Ambiguity is a better criterion than human expression.
Many human expressions are difficult to interpret because they are ambiguous. I offer the following two examples.
- Natural language is very ambiguous. The classic sentence “Time flies like an arrow; fruit flies like a banana” has many different possible interpretations. Sentences can have ambiguous parses (is “time” a noun, or is it an adjective modifying “flies”; is “flies” a verb or a noun; etc). Words can be ambiguous, commonly called word sense disambiguation (WSD). Is “bass” a fish or a kind of musical instrument?
- Human emotions are ambiguous. They require interpreting facial expressions, body language, sarcasm, etc. And people often disagree on the proper interpretation of a person’s emotion: “Is Bob angry at me?” “No, You know how he is. He was just making a joke.”
To be more precise, an input is ambiguous when there are multiple output interpretations consistent with that input. The goal is to determine which output interpretation(s) are, in some sense, most appropriate. Many elements (surrounding context, background knowledge, common sense, etc.) help decide which interpretations are most appropriate.
Pushing this idea farther, we should change from discussions of structured data vs. unstructured data and start discussing unambiguous data vs. ambiguous data.
From: structured data vs. unstructured data
To: unambiguous data vs. ambiguous data
There are many cases where structured vs. unstructured misses the point. A row of structured data is easy to process not because it is physically separated into separate fields. It is easy to process because here is only one way to interpret that row. Structured data can even be ambiguous, in which case we need to “clean the data” (remove ambiguity). Java code has exactly the same structure as natural language, but compilers are not “cognitive” because the Java programming language is unambiguous.
The fundamental problem is to accept an ambiguous input plus its available context, and search through the space of all possible interpretations for the most appropriate output(s). That is, a cognitive process is a search process.
In the Programmable Era, programmers were able to resolve low levels of ambiguity by the seat of their pants, either because there were few possible interpretations or because interpretation resolution could be “factored” into a sequence of more or less independent resolution steps. But as the amount of ambiguity increases, programmers are unable to satisfactorily resolve ambiguity by the seat of their pants. In the Cognitive Era, programmers need Ambiguity Resolution Frameworks (ARFs) to help them process large amounts of ambiguity. Machine learning is one kind of ARF which takes as input multiple features (each of which can be understood by the programmer) and combines all the features together to resolve down to few interpretations (note that I’m not requiring ARFs to perfectly resolve all ambiguity to a single interpretation). The Cognitive Era is largely populated by cases where imperfect resolution of large interpretation spaces is an unavoidable consequence of the input’s irreducible ambiguity.
Action
I also disagree that expertise is a defining criterion for cognitive computing. A better, more inclusive, criterion is action.

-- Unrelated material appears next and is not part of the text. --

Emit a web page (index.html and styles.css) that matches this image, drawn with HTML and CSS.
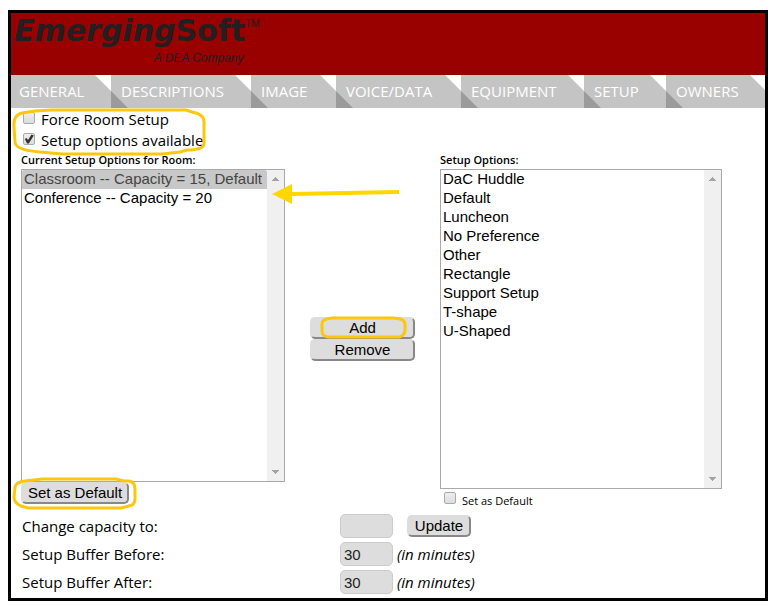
FILE: index.html
```html
<!DOCTYPE html>
<html lang="en">
<head>
<meta charset="utf-8">
<title>EmergingSoft - Room Setup</title>
<link rel="stylesheet" href="styles.css">
</head>
<body>
<div class="frame">
  <header class="banner">
    <div class="logo">
      <div class="logo-name"><i>Emerging</i>Soft<span class="tm">TM</span></div>
      <div class="logo-sub">A DEA Company</div>
    </div>
  </header>
  <nav class="tabs">
    <a class="tab tab-general" href="#">GENERAL</a>
    <a class="tab tab-descriptions" href="#">DESCRIPTIONS</a>
    <a class="tab tab-image" href="#">IMAGE</a>
    <a class="tab tab-voice" href="#">VOICE/DATA</a>
    <a class="tab tab-equipment" href="#">EQUIPMENT</a>
    <a class="tab tab-setup" href="#">SETUP</a>
    <a class="tab tab-owners" href="#">OWNERS</a>
  </nav>
  <main class="content">
    <div class="checks">
      <label class="check-row"><input type="checkbox">Force Room Setup</label>
      <label class="check-row"><input type="checkbox" checked>Setup options available</label>
      <svg class="mark mark-checks" width="196" height="50" viewBox="0 0 196 50" aria-hidden="true"><path d="M10 6 L23 4 L40 3 H174 L180 5 Q192 7 192 15 V37 Q191 43 175 43 L168 45 L150 47 H50 L28 45 Q3 43 3 35 L2 20 Q1 8 10 6Z"/></svg>
    </div>
    <div class="lists">
      <section class="list-col">
        <label class="list-title" for="current">Current Setup Options for Room:</label>
        <div class="listbox listbox-current">
          <select id="current" size="16">
            <option class="picked">Classroom -- Capacity = 15, Default</option>
            <option>Conference -- Capacity = 20</option>
          </select>
          <div class="scroll">
            <svg width="7" height="4" viewBox="0 0 7 4"><path d="M3 0h1v1h1v1h1v1h1v1H0V3h1V2h1V1h1z"/></svg>
            <svg width="7" height="4" viewBox="0 0 7 4"><path d="M0 0h7v1H6v1H5v1H4v1H3V3H2V2H1V1H0z"/></svg>
          </div>
        </div>
        <div class="default-action">
          <button class="btn btn-default" type="button">Set as Default</button>
          <svg class="mark mark-default" width="126" height="33" viewBox="0 0 126 33" aria-hidden="true"><path d="M13 4 L30 2 H104 L112 4 H117 Q123 5 123 12 V22 Q123 28 117 29 L109 31 H16 L9 29 Q2 26 2 20 L3 10 Q4 5 13 4Z"/></svg>
        </div>
        <svg class="arrow" width="130" height="24" viewBox="0 0 130 24" aria-hidden="true"><path d="M0 13 L20 3 V11 L127 9 V13 L20 15 V23Z"/></svg>
      </section>
      <div class="moves">
        <button class="btn" type="button">Add</button>
        <button class="btn" type="button">Remove</button>
        <svg class="mark mark-add" width="88" height="24" viewBox="0 0 88 24" aria-hidden="true"><path d="M7 3 L12 2 H74 L80 3 Q85 4 85 9 V15 Q84 20 79 21 H8 Q2 20 2 15 V8 Q2 4 7 3Z"/></svg>
      </div>
      <section class="list-col">
        <label class="list-title" for="available">Setup Options:</label>
        <div class="listbox listbox-available">
          <select id="available" size="16">
            <option>DaC Huddle</option>
            <option>Default</option>
            <option>Luncheon</option>
            <option>No Preference</option>
            <option>Other</option>
            <option>Rectangle</option>
            <option>Support Setup</option>
            <option>T-shape</option>
            <option>U-Shaped</option>
          </select>
          <div class="scroll">
            <svg width="7" height="4" viewBox="0 0 7 4"><path d="M3 0h1v1h1v1h1v1h1v1H0V3h1V2h1V1h1z"/></svg>
            <svg width="7" height="4" viewBox="0 0 7 4"><path d="M0 0h7v1H6v1H5v1H4v1H3V3H2V2H1V1H0z"/></svg>
          </div>
        </div>
        <label class="small-check"><input type="checkbox"><span>Set as Default</span></label>
      </section>
    </div>
    <div class="fields">
      <div class="field">
        <label for="capacity">Change capacity to:</label>
        <input class="num" id="capacity" type="text">
        <button class="btn btn-update" type="button">Update</button>
      </div>
      <div class="field">
        <label for="before">Setup Buffer Before:</label>
        <input class="num" id="before" type="text" value="30">
        <em>(in minutes)</em>
      </div>
      <div class="field">
        <label for="after">Setup Buffer After:</label>
        <input class="num" id="after" type="text" value="30">
        <em>(in minutes)</em>
      </div>
    </div>
  </main>
</div>
</body>
</html>
```
FILE: styles.css
```css
* { box-sizing: border-box; }

body {
  margin: 10px 8px 5px;
  background: #fff;
  color: #000;
  font: 15px/21px "Open Sans", "Noto Sans", sans-serif;
}

.frame { border: 3px solid #000; }

/* Banner */
.banner {
  background: #900;
  color: #231f20;
  padding: 1px 3px 8px;
}
.logo { width: max-content; }
.logo-name {
  font: bold 30px/34px "DejaVu Sans", sans-serif;
  height: 34px;
}
.tm {
  font: 10px/12px "Liberation Sans", sans-serif;
  vertical-align: 14px;
}
.logo-sub {
  font: italic 12px/20px "Liberation Sans", sans-serif;
  text-align: right;
  padding-right: 16px;
  height: 19px;
}

/* Tabs */
.tabs {
  display: flex;
  height: 33px;
  overflow: hidden;
}
.tab {
  flex: none;
  padding-left: 10px;
  background: #c4c4c4;
  color: #fff;
  line-height: 33px;
  text-decoration: none;
  white-space: nowrap;
  position: relative;
  clip-path: polygon(0 0, calc(100% - 16px) 0, 100% 16px, 100% 100%, 0 100%);
}
.tab + .tab::before {
  content: "";
  position: absolute;
  left: 0;
  bottom: 0;
  width: 17px;
  height: 17px;
  background: #9b9b9b;
  clip-path: polygon(0 0, 100% 100%, 0 100%);
}
.tab-general { width: 100px; padding-left: 8px; }
.tab-descriptions { width: 140px; }
.tab-image { width: 85px; }
.tab-voice { width: 125px; }
.tab-equipment { width: 123px; }
.tab-setup { width: 82px; }
.tab-owners { width: 100px; }

/* Content */
.content { padding: 1px 43px 2px 10px; }

.checks { position: relative; }
.check-row {
  display: flex;
  gap: 6px;
  padding-left: 2px;
  width: max-content;
}
input[type="checkbox"] {
  appearance: none;
  width: 12px;
  height: 12px;
  margin: 3px 0 0;
  border: 1px solid #aaa;
  border-radius: 2px;
  background: linear-gradient(#eee, #dcdcdc);
}
input[type="checkbox"]:checked::before {
  content: "";
  display: block;
  width: 10px;
  height: 10px;
  background: #333;
  clip-path: polygon(8% 50%, 25% 40%, 40% 60%, 75% 5%, 98% 15%, 48% 95%, 32% 95%);
}

.lists {
  display: grid;
  grid-template-columns: 264fr 105px 282fr;
  column-gap: 25px;
}
.list-col { position: relative; min-width: 0; }
.list-title {
  display: block;
  height: 18px;
  font-size: 11px;
  font-weight: 600;
  line-height: 17px;
  white-space: nowrap;
}
.listbox {
  display: flex;
  border: 1px solid #a9a9a9;
}
.listbox-current { height: 313px; }
.listbox-available { height: 320px; }
.listbox select {
  flex: 1;
  min-width: 0;
  margin: 0;
  padding: 0;
  border: 0;
  outline: 0;
  overflow: hidden;
  background: #fff;
  color: #000;
  font: 15px/18px "Liberation Sans", sans-serif;
}
.listbox option { height: 19px; min-height: 19px; padding: 0 2px; line-height: 18px; }
.listbox .picked { background: #c8c8c8; color: #444; }
.scroll {
  display: flex;
  flex-direction: column;
  justify-content: space-between;
  align-items: center;
  width: 17px;
  padding: 7px 0;
  background: #f0f0f0;
  fill: #a3a3a3;
}

.btn {
  display: block;
  height: 22px;
  padding: 0;
  border: 2px solid #ddd;
  border-right-color: #888;
  border-bottom-color: #888;
  border-radius: 5px;
  background: #ddd;
  color: #000;
  font: 15px/18px "Liberation Sans", sans-serif;
}
.moves {
  position: relative;
  align-self: start;
  display: grid;
  padding-top: 166px;
}
.default-action { position: relative; }
.btn-default { width: 108px; }
.btn-update { width: 64px; margin-left: 10px; }

.small-check {
  display: flex;
  gap: 6px;
  padding-left: 4px;
  font-size: 11px;
  line-height: 24px;
  height: 23px;
}

/* Numeric fields */
.field {
  display: flex;
  align-items: center;
  gap: 4px;
  height: 28px;
}
.field label { flex: none; width: 315px; padding-left: 1px; }
.num {
  width: 53px;
  height: 24px;
  padding: 0 3px;
  border: 1px solid #ccc;
  border-radius: 5px;
  background: #ddd;
  color: #222;
  font: 15px/20px "Liberation Sans", sans-serif;
}

/* Highlight strokes drawn over the form */
.mark {
  position: absolute;
  fill: none;
  stroke: #fdc70e;
  stroke-width: 3;
  pointer-events: none;
}
.mark-checks { left: -9px; top: -2px; }
.mark-default { left: -9px; top: -5px; }
.mark-add { left: 10px; top: 165px; }
.arrow {
  position: absolute;
  left: 251px;
  top: 30px;
  z-index: 1;
  fill: #ffd700;
}
```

Only humans can accept and interpret expertise. Requiring a cognitive system to output expertise necessarily forces a human “into the loop”. While appropriate is some cases, it is wrong to require a human in the loop of every cognitive system. Rather, we should encourage the development of autonomous systems that are able to act on their own. The distinction between expertise and action is not completely black and white: Watson’s Jeopardy! system did both by ringing a buzzer (action) and providing an response (expertise).
Many years ago, IBM defined the “autonomic MAPE loop” consisting of four steps: M: monitor or sense, A: analyze, P: plan, and E: execute or effectors or act. Not all cognitive systems must contain a MAPE loop, but I see it as more inclusive than the 4 E’s above. Expertise is best characterized as the output of the Analysis step, requiring a human to perform the Plan step. The Observe-Interpret-Evaluate-Decide loop is similar to the MAPE loop, with Observer=M, Interpret & Evaluate=A, Decide=P & E. But they both end with an action.
So instead of the 4 E’s, I suggest we define cognitive computing by the 3 A’s: Adaptive, Ambiguous, and Action.